(Instructions for the task):
Each line that holds the word "screenshot" should be returned.

[Start of Dataset entries]

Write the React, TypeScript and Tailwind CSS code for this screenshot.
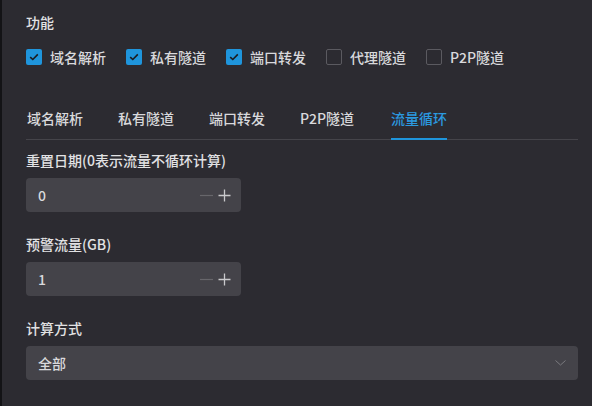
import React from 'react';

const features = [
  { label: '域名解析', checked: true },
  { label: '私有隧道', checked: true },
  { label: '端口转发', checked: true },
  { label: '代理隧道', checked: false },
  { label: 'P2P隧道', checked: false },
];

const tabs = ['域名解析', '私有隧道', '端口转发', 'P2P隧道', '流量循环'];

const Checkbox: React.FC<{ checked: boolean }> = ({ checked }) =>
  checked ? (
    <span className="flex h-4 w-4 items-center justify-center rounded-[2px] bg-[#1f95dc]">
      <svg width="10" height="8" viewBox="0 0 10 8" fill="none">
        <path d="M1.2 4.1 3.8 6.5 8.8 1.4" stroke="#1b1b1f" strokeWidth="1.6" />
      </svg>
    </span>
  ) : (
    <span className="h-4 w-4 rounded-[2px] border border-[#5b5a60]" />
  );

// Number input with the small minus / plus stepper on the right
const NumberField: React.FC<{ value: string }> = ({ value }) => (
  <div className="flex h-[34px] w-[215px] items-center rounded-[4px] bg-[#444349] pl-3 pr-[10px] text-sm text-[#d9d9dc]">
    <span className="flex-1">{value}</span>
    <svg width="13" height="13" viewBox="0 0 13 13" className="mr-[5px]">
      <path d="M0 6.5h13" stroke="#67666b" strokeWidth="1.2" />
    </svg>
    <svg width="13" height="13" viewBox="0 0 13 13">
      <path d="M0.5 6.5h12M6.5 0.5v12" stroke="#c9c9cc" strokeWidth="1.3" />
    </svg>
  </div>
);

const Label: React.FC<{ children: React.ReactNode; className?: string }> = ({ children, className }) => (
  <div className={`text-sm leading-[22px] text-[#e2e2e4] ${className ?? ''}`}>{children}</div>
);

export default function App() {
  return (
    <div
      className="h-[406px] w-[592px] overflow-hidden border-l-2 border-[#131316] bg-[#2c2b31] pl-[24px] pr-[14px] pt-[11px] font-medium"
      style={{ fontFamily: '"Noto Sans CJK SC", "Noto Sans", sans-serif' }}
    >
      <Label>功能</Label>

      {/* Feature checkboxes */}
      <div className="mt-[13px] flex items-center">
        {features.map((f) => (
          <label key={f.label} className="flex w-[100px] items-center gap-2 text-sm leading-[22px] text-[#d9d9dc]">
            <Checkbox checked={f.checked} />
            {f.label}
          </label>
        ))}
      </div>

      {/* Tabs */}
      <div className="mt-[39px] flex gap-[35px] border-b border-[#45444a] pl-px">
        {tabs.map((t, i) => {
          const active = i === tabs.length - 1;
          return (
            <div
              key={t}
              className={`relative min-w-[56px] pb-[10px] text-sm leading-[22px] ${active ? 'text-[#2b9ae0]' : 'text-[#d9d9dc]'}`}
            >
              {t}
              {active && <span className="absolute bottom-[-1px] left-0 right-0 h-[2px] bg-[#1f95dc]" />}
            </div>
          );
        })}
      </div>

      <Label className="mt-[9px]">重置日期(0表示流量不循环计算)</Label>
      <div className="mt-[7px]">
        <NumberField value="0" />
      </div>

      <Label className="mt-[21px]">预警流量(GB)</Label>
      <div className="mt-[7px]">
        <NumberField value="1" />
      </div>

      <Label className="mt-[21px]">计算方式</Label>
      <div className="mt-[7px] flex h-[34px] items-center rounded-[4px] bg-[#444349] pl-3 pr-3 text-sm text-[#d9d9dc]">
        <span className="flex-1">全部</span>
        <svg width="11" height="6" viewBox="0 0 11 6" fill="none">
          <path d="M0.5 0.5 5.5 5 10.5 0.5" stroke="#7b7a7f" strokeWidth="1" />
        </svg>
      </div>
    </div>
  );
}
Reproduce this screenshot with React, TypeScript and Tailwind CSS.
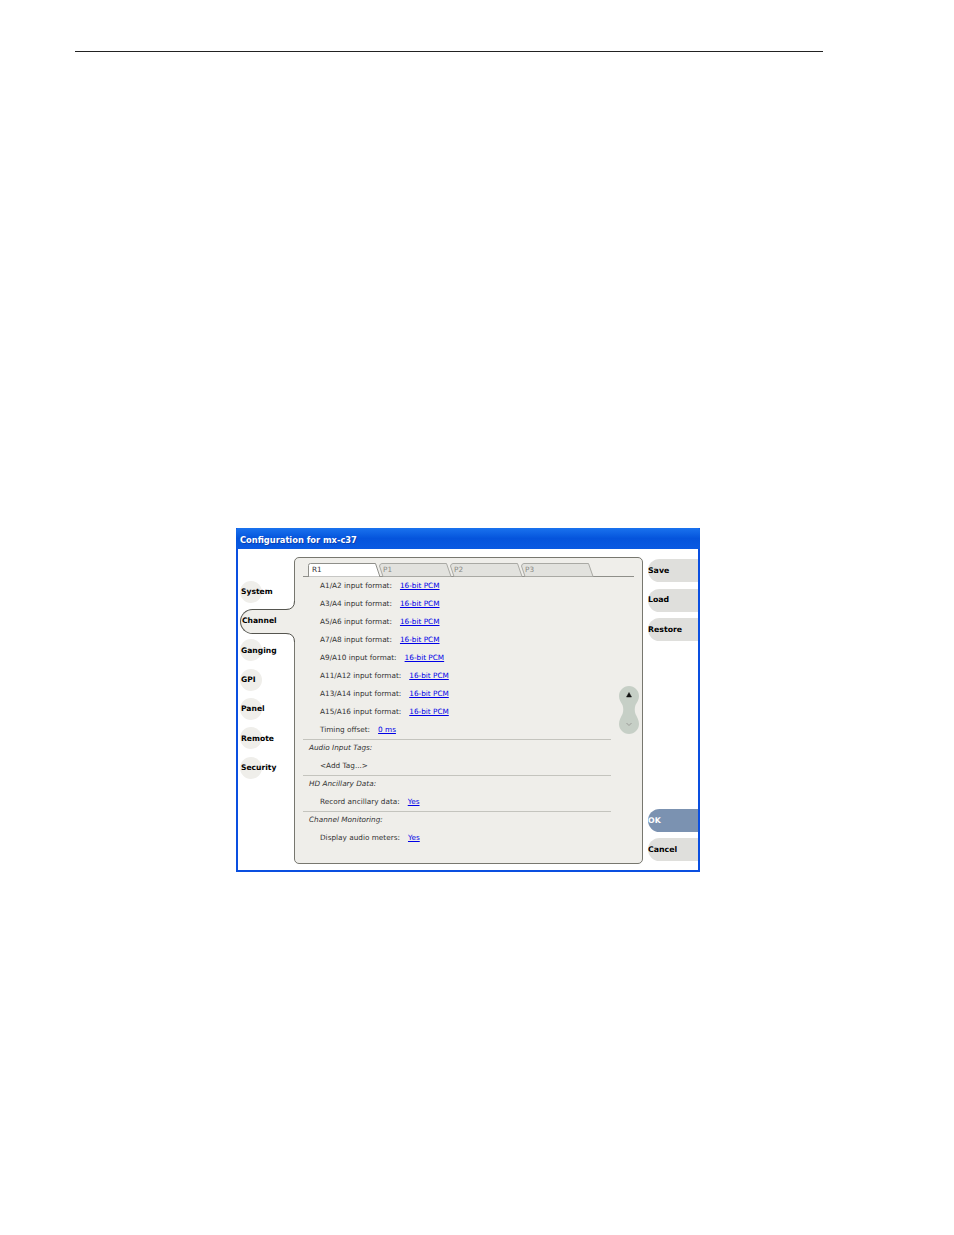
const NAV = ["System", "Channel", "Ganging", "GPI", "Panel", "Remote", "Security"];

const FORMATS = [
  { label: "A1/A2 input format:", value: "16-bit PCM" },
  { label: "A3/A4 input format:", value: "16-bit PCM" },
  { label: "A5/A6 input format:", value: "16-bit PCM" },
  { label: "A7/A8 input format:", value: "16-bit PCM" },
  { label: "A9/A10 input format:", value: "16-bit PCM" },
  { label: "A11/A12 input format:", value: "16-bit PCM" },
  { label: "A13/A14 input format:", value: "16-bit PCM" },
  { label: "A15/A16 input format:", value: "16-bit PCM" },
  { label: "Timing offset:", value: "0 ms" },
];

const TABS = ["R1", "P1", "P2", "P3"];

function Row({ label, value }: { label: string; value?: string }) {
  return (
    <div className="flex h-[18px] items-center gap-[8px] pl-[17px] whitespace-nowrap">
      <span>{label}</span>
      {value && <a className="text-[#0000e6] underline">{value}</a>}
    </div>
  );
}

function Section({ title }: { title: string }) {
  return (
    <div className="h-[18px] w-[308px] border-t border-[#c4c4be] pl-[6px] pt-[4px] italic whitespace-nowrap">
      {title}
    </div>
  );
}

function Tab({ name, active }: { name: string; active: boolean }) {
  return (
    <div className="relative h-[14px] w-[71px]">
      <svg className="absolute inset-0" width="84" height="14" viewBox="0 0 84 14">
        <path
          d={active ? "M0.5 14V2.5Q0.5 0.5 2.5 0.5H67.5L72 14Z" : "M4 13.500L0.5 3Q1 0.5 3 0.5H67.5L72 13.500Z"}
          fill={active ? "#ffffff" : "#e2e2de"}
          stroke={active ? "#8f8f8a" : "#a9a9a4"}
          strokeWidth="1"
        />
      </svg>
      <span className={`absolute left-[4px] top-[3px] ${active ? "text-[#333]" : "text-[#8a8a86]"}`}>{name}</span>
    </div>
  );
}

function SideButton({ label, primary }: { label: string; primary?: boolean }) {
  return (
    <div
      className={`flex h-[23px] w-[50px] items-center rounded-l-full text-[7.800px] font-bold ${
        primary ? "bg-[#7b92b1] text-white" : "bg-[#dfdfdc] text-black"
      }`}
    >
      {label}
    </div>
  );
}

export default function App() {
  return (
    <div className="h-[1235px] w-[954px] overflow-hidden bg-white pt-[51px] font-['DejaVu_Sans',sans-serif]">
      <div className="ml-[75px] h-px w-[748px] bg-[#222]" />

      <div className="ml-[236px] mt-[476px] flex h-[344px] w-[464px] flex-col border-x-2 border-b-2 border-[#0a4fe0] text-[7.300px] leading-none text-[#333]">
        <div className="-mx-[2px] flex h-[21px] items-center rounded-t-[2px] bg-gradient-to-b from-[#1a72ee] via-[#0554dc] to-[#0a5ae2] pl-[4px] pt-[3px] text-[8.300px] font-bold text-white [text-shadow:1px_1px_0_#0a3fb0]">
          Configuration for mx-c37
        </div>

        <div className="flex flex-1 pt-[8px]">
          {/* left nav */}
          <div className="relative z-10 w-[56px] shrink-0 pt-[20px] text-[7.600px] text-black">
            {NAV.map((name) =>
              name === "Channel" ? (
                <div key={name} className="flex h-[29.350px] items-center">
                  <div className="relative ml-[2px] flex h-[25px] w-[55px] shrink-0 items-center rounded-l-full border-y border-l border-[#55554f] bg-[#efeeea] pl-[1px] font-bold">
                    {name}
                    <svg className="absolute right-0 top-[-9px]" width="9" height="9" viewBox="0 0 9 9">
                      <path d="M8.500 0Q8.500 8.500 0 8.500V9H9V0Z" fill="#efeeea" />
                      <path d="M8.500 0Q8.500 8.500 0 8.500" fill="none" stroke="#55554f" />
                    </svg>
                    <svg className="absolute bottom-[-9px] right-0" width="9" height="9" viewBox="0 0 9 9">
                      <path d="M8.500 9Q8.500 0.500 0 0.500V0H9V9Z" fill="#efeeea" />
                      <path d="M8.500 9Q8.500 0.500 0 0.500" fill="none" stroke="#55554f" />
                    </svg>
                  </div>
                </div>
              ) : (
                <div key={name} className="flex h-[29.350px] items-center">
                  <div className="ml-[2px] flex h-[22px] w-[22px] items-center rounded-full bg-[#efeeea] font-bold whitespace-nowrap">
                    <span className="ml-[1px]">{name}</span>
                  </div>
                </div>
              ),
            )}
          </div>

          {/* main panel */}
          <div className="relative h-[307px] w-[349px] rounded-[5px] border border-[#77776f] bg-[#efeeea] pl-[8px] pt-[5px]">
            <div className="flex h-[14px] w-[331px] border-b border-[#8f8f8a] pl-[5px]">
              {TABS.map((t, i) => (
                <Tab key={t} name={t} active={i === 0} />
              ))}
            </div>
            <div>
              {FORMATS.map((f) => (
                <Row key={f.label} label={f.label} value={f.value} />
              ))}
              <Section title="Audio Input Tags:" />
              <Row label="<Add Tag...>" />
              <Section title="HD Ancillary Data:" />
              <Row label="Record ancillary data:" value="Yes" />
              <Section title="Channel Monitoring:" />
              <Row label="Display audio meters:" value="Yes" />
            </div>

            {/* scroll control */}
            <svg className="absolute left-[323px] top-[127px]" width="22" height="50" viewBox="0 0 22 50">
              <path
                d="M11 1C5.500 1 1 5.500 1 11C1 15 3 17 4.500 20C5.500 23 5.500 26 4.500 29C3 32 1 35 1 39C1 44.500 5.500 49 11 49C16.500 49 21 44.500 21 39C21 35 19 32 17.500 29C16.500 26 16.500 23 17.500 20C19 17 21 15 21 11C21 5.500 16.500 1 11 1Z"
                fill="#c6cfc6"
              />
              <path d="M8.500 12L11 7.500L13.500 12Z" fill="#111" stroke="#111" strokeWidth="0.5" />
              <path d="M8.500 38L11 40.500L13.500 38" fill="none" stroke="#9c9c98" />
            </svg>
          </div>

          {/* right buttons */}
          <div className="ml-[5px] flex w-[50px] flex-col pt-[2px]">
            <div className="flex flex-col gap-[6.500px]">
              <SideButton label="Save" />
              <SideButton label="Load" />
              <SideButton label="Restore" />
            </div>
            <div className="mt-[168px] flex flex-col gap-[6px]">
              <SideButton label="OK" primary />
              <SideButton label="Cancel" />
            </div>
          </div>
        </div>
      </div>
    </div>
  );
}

[End of Dataset entries]

(Complete answer):
Write the React, TypeScript and Tailwind CSS code for this screenshot.
Reproduce this screenshot with React, TypeScript and Tailwind CSS.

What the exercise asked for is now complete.